Tablassert is a multipurpose tool that crafts knowledge assertions from tabular data, augments knowledge with configuration, and exports knowledge as Knowledge Graph Exchange (KGX) consistent TSVs.
pip install scikit-learn
pip install requests
pip install openpyxl
pip install pyyaml
pip install pandas
pip install numpy
pip install nltk
pip install xlrd
pip install -e <path_to_tablassert>
main <kg_config>
KG Configs are YAML configuration for any new Tablassert-generated knowledge graph. They contain basic information about the graph, what databases you want to connect, the table_configs you wish to include, which vectorizers/models to use, and some knowledge graph-wide hyperparameters.
knowledge_graph_name :
vesion_number : # Must be a string like '1.0.0'
max_workers : # Max Parallel Processes
p_value_cutoff : # Max P Value
progress_handler_timeout : # For all SQL Databases and Queries
config_directories:
- # List of Directories That Contain Table Configs
override_sqlite : # Paths
supplement_sqlite :
babel_sqlite :
kg2_sqlite :
predicates_sqlite :
confidence_model : # Pretrained Sklearn Linear Regression Model
tfidf_vectorizer : # Pretrained Sklearn TFIDF Vectorizer Model
Table Configs are YAML configuration for tabular data incorporated in a knowledge graph. They contain information about what to mine for knowledge, how to mine it for knowledge, adjustments to that knowledge, and hyperparameters dictating how Tablassert should behave. Typically, there are multiple Table Configs in each Tablassert-generated knowledge graph.
# USE "~" FOR "None"
column_style: # alphabetic (A-ZZ), numeric (1-100), else normal
method_notes : # Addtional details describing the methodology of the tabular data
data_location :
path_to_file : # <Path to the Supplemental Table, Absolute or Relative to Where You Execute the Script>
delimiter : # ONLY if CSV, TSV, TXT File
sheet_to_use : # ONLY if XLS or XLSX File
first_line : # First Line to Use / ONLY if XLS or XLSX File
last_line : # Last Line to Use / ONLY if XLS or XLSX File
provenance :
publication : # PMC/PMID/doi Identifier
publication_name : # Paper Title
authors :
year_published :
journal :
table_url : # Valid URL Telling Tablassert Where to Download the Desired Table
yaml_curator :
curator_organization :
subject :
curie : # <A CURIE for the Entire Table>
# value : <A Value for the Entire Table>
# curie_column_name : <A Name of a Column Containing CURIEs>
# value_column_name : <A Name of a Column Containing Values>
expected_classes : # List
- # biolink:Class
Taxons : # Only For biolink:Gene Filtering / List
- # NCBITaxon:Taxon
regex_replacements : # List
- pattern :
replacement :
predicate : # biolink:Predicate
object :
value_column_name : # Name of Column with Values
prefix : # List
- prefix : # Prefix
suffix :
- suffix : # Suffix
explode : # Delimeter to Split Values by Before Exploding to Separate Rows
fill_values : # How to Fill Empty Values in Column (ffil or bfill)
reindex : # List
- mode : # Mode (greater_than_or_equal_to, less_than_or_equal_to, not_equal_to)

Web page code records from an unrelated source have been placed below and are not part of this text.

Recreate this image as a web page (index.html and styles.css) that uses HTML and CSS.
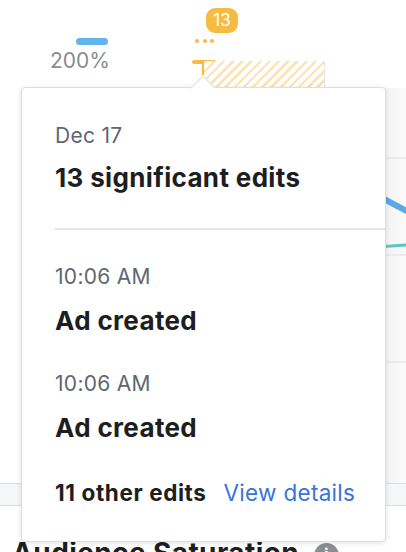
FILE: index.html
```html
<!DOCTYPE html>
<html lang="en">
<head>
  <meta charset="UTF-8" />
  <meta name="viewport" content="width=device-width, initial-scale=1.0"/>
  <title>Edits tooltip</title>
  <link rel="stylesheet" href="styles.css">
</head>
<body>

<div class="chart">
  <div class="pill"></div>
  <div class="pct">200%</div>

  <div class="badge">13</div>
  <div class="dots"><span></span><span></span><span></span></div>
  <div class="edit-bar"></div>
  <div class="edit-stem"></div>
  <div class="hatch"></div>

  <div class="side">
    <div class="side-line l1"></div>
    <div class="side-line l2"></div>
    <div class="side-line l3"></div>
    <div class="trend blue"></div>
    <div class="trend teal"></div>
  </div>

  <div class="band"></div>

  <div class="section-title">
    Audience Saturation
    <span class="info">i</span>
  </div>
</div>

<div class="tip">
  <div class="tip-arrow"></div>
  <div class="tip-date">Dec 17</div>
  <div class="tip-title">13 significant edits</div>
  <hr class="tip-rule">
  <div class="tip-item">
    <div class="tip-time">10:06 AM</div>
    <div class="tip-what">Ad created</div>
  </div>
  <div class="tip-item">
    <div class="tip-time">10:06 AM</div>
    <div class="tip-what">Ad created</div>
  </div>
  <div class="tip-foot">
    <b>11 other edits</b>
    <a href="#">View details</a>
  </div>
</div>

</body>
</html>
```

FILE: styles.css
```css
body {
  margin: 0;
  width: 406px;
  height: 552px;
  overflow: hidden;
  position: relative;
  background: #fff;
  font-family: Inter, "Liberation Sans", sans-serif;
  color: #1c1e21;
}

/* chart behind the tooltip */
.chart {
  position: absolute;
  inset: 0;
}
.pill {
  position: absolute;
  left: 76px;
  top: 38px;
  width: 32px;
  height: 7px;
  border-radius: 4px;
  background: #63b3ed;
}
.pct {
  position: absolute;
  left: 50px;
  top: 48px;
  font-size: 21px;
  line-height: 26px;
  color: #8a8d91;
}
.badge {
  position: absolute;
  left: 206px;
  top: 8px;
  width: 32px;
  height: 25px;
  border-radius: 9px;
  background: #f5bc41;
  color: #fff;
  font-size: 17px;
  line-height: 25px;
  text-align: center;
}
.dots {
  position: absolute;
  left: 195px;
  top: 39px;
  display: flex;
  gap: 3.5px;
}
.dots span {
  width: 4px;
  height: 4px;
  border-radius: 50%;
  background: #f5bc41;
}
.edit-bar {
  position: absolute;
  left: 192px;
  top: 60px;
  width: 24px;
  height: 4px;
  border-radius: 2px;
  background: #f5bc41;
}
.edit-stem {
  position: absolute;
  left: 202px;
  top: 64px;
  width: 2px;
  height: 11px;
  background: #f5bc41;
}
.hatch {
  position: absolute;
  left: 204px;
  top: 61px;
  width: 120px;
  height: 27px;
  border-right: 1px solid #e6e6e6;
  background: repeating-linear-gradient(-45deg, #fff 0 4px, #fbe5b6 4px 6.5px);
}
.side {
  position: absolute;
  left: 384px;
  top: 88px;
  width: 22px;
  height: 395px;
  background: linear-gradient(to right, #f3f3f4, #fafafa);
  overflow: hidden;
}
.side-line {
  position: absolute;
  left: 0;
  right: 0;
  height: 2px;
  background: #ebebeb;
}
.l1 { top: 69px; }
.l2 { top: 166px; }
.l3 { top: 273px; }
.trend {
  position: absolute;
  transform-origin: left center;
}
.trend.blue {
  left: 0;
  top: 108px;
  width: 34px;
  height: 6px;
  background: #5aa9e6;
  transform: rotate(28deg);
}
.trend.teal {
  left: 0;
  top: 157px;
  width: 30px;
  height: 3px;
  background: #5cc6c6;
  transform: rotate(-4deg);
}
.band {
  position: absolute;
  left: 0;
  right: 0;
  top: 483px;
  height: 21px;
  background: #f5f6f7;
  border-top: 1px solid #dadde1;
  border-bottom: 1px solid #dadde1;
}
.section-title {
  position: absolute;
  left: 12px;
  top: 538px;
  font-size: 28px;
  line-height: 30px;
  font-weight: 700;
  letter-spacing: 0.4px;
  white-space: nowrap;
}
.info {
  display: inline-block;
  width: 25px;
  height: 25px;
  margin-left: 8px;
  border-radius: 50%;
  background: #8a8d91;
  color: #fff;
  font-size: 17px;
  line-height: 25px;
  text-align: center;
  vertical-align: 2px;
}

/* tooltip card */
.tip {
  position: absolute;
  left: 21px;
  top: 87px;
  width: 330px;
  padding: 35px 0 35px 33px;
  background: #fff;
  border: 1px solid #dddfe2;
  border-radius: 4px;
  box-shadow: 0 1px 5px rgba(0, 0, 0, 0.12);
}
.tip-arrow {
  position: absolute;
  left: 172px;
  top: -9px;
  width: 17px;
  height: 17px;
  background: #fff;
  border-left: 1px solid #dddfe2;
  border-top: 1px solid #dddfe2;
  transform: rotate(45deg);
}
.tip-date,
.tip-time {
  font-size: 21px;
  line-height: 26px;
  letter-spacing: 0.3px;
  color: #606770;
}
.tip-title,
.tip-what {
  font-size: 26px;
  line-height: 30px;
  font-weight: 700;
  letter-spacing: 0.35px;
  margin-top: 14px;
}
.tip-what {
  margin-top: 16px;
}
.tip-rule {
  margin: 35px 0 34px 0;
  height: 2px;
  border: 0;
  background: #e2e4e8;
}
.tip-item + .tip-item {
  margin-top: 35px;
}
.tip-foot {
  margin-top: 37px;
  font-size: 22.5px;
  line-height: 26px;
  letter-spacing: 0.3px;
  display: flex;
  gap: 17px;
}
.tip-foot b {
  font-weight: 700;
  letter-spacing: 0.6px;
}
.tip-foot a {
  color: #3a74d8;
  text-decoration: none;
}
```
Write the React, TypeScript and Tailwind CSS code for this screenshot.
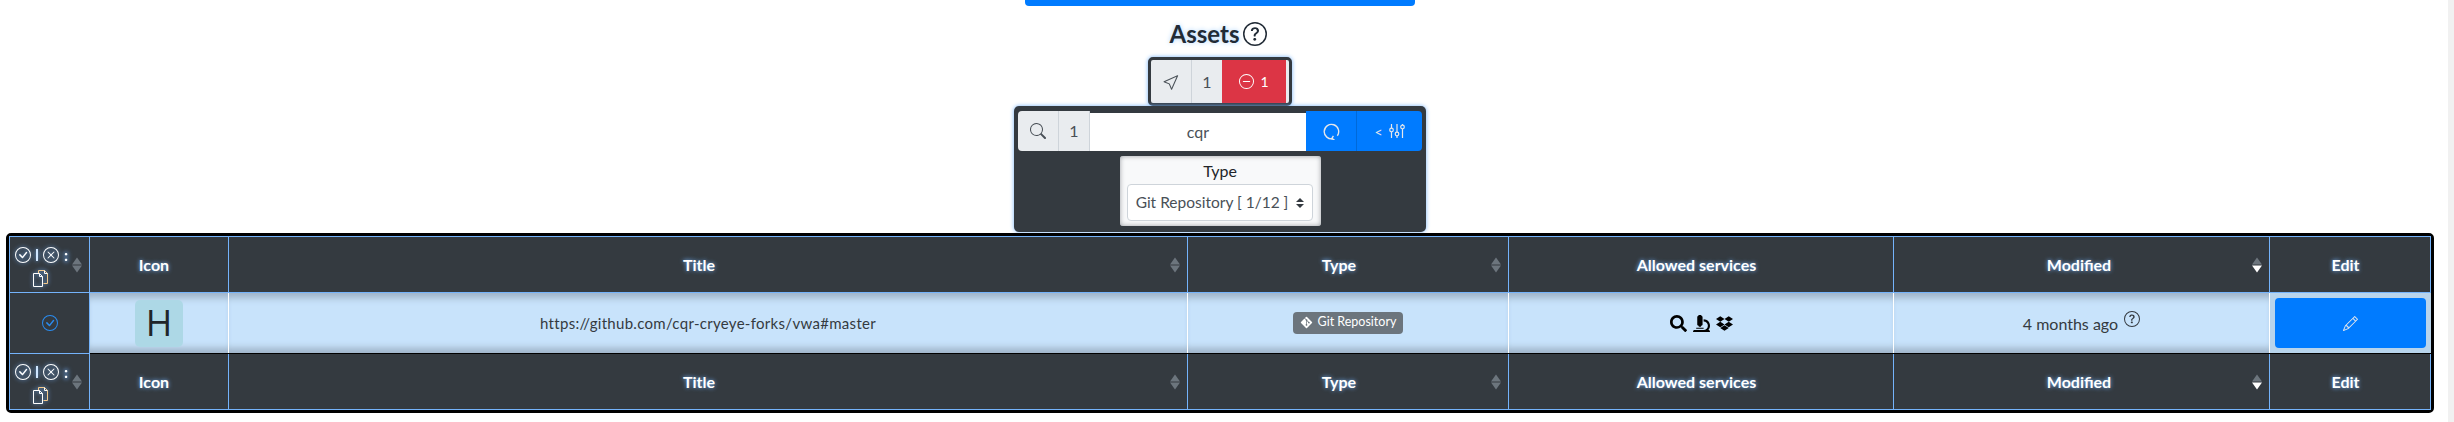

column : #nGoes By Final Column Names ONLY if Column is Included in the Final KG
value :
attributes :
p : # P-Value
value : # <Attribute Value for Entire Table>
# column_name : <Name of Column to Containing Attribute>
math : # List
- operation : # <Python math Module Attribute>
parameter : # Optional: <Second Parameter for Attribute>
order_last : # Optional: <yes/no About Whether to Order parameter Last>
# order_last is Required when parameter is Specified (Vice-Versa)
n : # Sample Size
relationship_strength : # Field Describing the Strength of an Edge
relationship_type : # Method for Strength
p_correction_method : # Field Describing If/How P-Value was Corrected
knowledge_level :
agent_type :
sections : # Can List Multiple
- # <Copy of Section Formatted Like the Rest of the Config Nested in A Sections Section>
# For example...
# attributes :
# p :
# value :
# object :
# curie :
# prefix :
# - prefix :